A. La localisation fictive de l’acquisition pour garantir l’imposition
Le régime transitoire de TVA repose sur le principe de la taxation des acquisitions intracommunautaires dans l’État membre d’arrivée des biens. L’article 28 ter, A, paragraphe 1, de la sixième directive énonce ainsi que « le lieu d’une acquisition intracommunautaire de biens est réputé se situer à l’endroit où les biens se trouvent au moment de l’arrivée de l’expédition ou du transport à destination de l’acquéreur ». Cette règle assure que la recette fiscale bénéficie à l’État membre de consommation.
Toutefois, pour pallier le risque qu’une acquisition échappe à toute taxation, notamment dans les opérations en chaîne, le législateur a prévu une règle de sauvegarde. L’article 28 ter, A, paragraphe 2, dispose que le lieu de l’acquisition est réputé se situer sur le territoire de l’État membre qui a attribué le numéro d’identification à la TVA à l’acquéreur, si ce dernier n’établit pas que l’acquisition a été taxée dans l’État de destination. La Cour souligne ainsi que cette disposition vise « à garantir l’assujettissement de l’acquisition intracommunautaire en cause ». L’utilisation du numéro d’identification d’un État membre crée un lien fiscal qui justifie cette localisation supplétive et préventive.
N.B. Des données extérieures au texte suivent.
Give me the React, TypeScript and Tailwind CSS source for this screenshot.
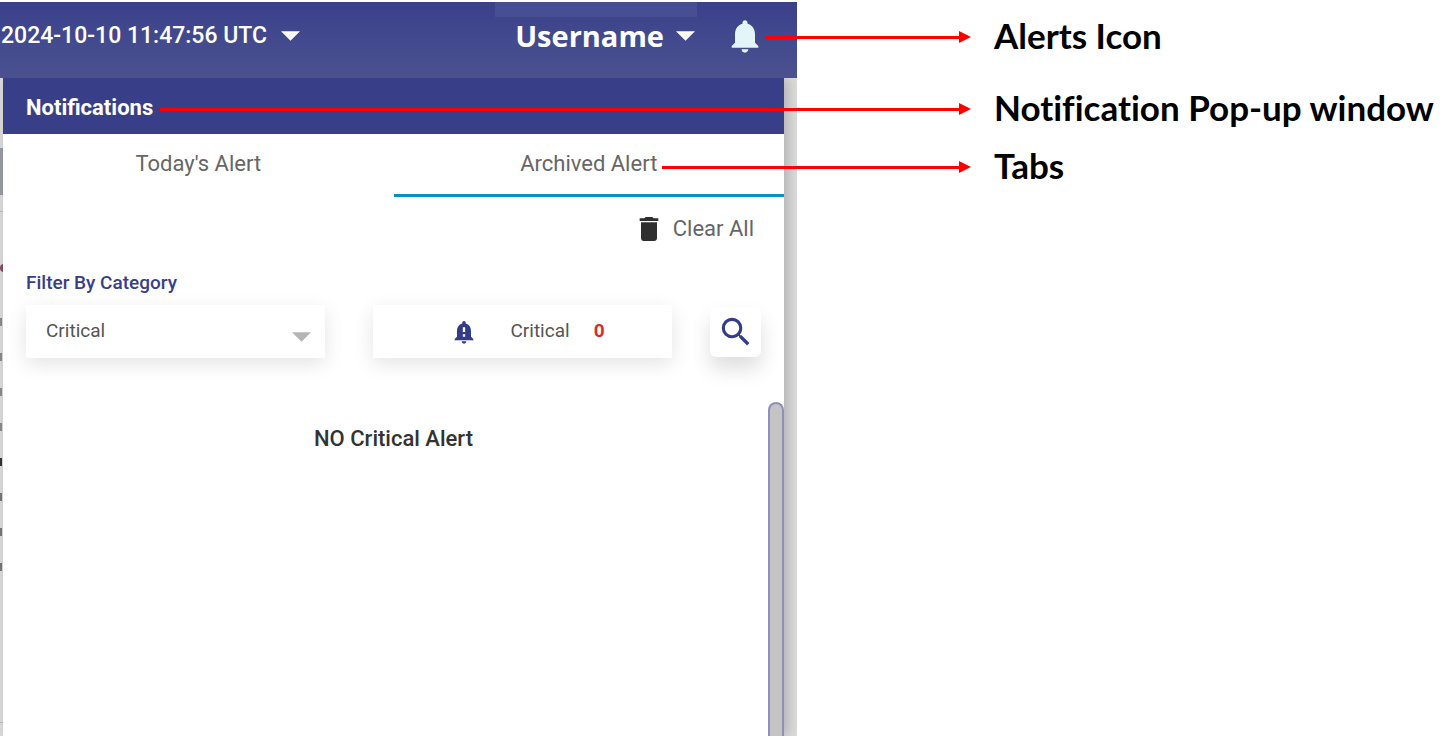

B. Le rejet de la déduction au nom de la cohérence du régime transitoire
L’argument principal des acquéreurs consistait à faire valoir le principe de neutralité de la TVA, qui implique normalement un droit à déduction immédiat de la taxe payée en amont. La Cour écarte cette analyse en se fondant sur les conditions d’exercice de ce droit. Selon l’article 17 de la sixième directive, la déduction est ouverte si les biens sont utilisés pour les besoins d’opérations taxées de l’assujetti. Or, dans les faits de l’espèce, les biens n’ont jamais été matériellement introduits dans l’État membre d’identification.
Dès lors, la Cour estime que ces biens ne peuvent être regardés comme ayant été utilisés pour des opérations taxées dans cet État. Elle en déduit que « de telles acquisitions intracommunautaires ne sauraient bénéficier du régime général de déduction prévu audit article ». Accorder un droit à déduction immédiat reviendrait à neutraliser l’effet de la règle de sauvegarde. L’assujetti n’aurait plus aucune incitation à démontrer la taxation effective dans l’État de destination, ce qui mettrait « en péril l’application de la règle de base » et l’objectif de taxation au lieu de consommation.
II. La portée d’une solution rigoureuse pour l’assujetti
En validant le refus de déduction, la Cour de justice impose une discipline stricte aux opérateurs économiques impliqués dans des flux transfrontaliers complexes. La charge de la preuve devient un enjeu majeur pour l’assujetti (A), dont l’unique recours pour corriger sa situation réside dans un mécanisme de régularisation a posteriori (B).
A. La charge probatoire renforcée de l’opérateur économique
La décision met en exergue la responsabilité de l’assujetti dans la sécurisation de ses flux de TVA. Le déclenchement de la taxation dans l’État d’identification n’est pas une option, mais la conséquence d’un défaut de preuve. Il incombe à l’acquéreur d’établir que son acquisition a été correctement déclarée et taxée dans l’État membre de destination finale. Cette preuve peut s’avérer complexe à obtenir, en particulier dans une chaîne de transactions où l’opérateur intermédiaire n’a pas toujours la maîtrise des obligations déclaratives de son propre client.
La Cour rappelle à cet égard que les mécanismes de coopération administrative entre les États membres ne sont pas conçus pour suppléer la carence de l’assujetti dans l’administration de cette preuve. La charge probatoire pèse donc entièrement sur l’opérateur, qui subit seul les conséquences financières d’une taxation sans déduction en cas d’échec. Cette situation crée une trésorerie négative et une charge fiscale effective, en contradiction temporaire avec le principe de neutralité.
B. L’unique remède de la régularisation pour éviter la double imposition
La Cour ne laisse pas l’assujetti sans solution, mais celle-ci est conditionnelle et différée. Le seul remède offert par la directive pour éviter une double imposition définitive est le mécanisme correcteur prévu à l’article 28 ter, A, paragraphe 2, deuxième alinéa. Cette disposition prévoit que si l’acquisition est finalement taxée dans l’État d’arrivée après l’avoir été dans l’État d’identification, « la base d’imposition est réduite à due concurrence » dans ce dernier.
Il ne s’agit donc pas d’un droit à déduction, mais d’un droit à régularisation de la base d’imposition initialement taxée. Cette correction n’est possible que si l’assujetti apporte la preuve a posteriori de l’imposition dans l’État membre de destination. L’arrêt confirme ainsi que le régime général de déduction de l’article 17 est inapplicable dans cette hypothèse spécifique. La solution préserve la logique incitative de la règle de sauvegarde, tout en offrant une porte de sortie à l’assujetti diligent capable de reconstituer la chaîne de taxation.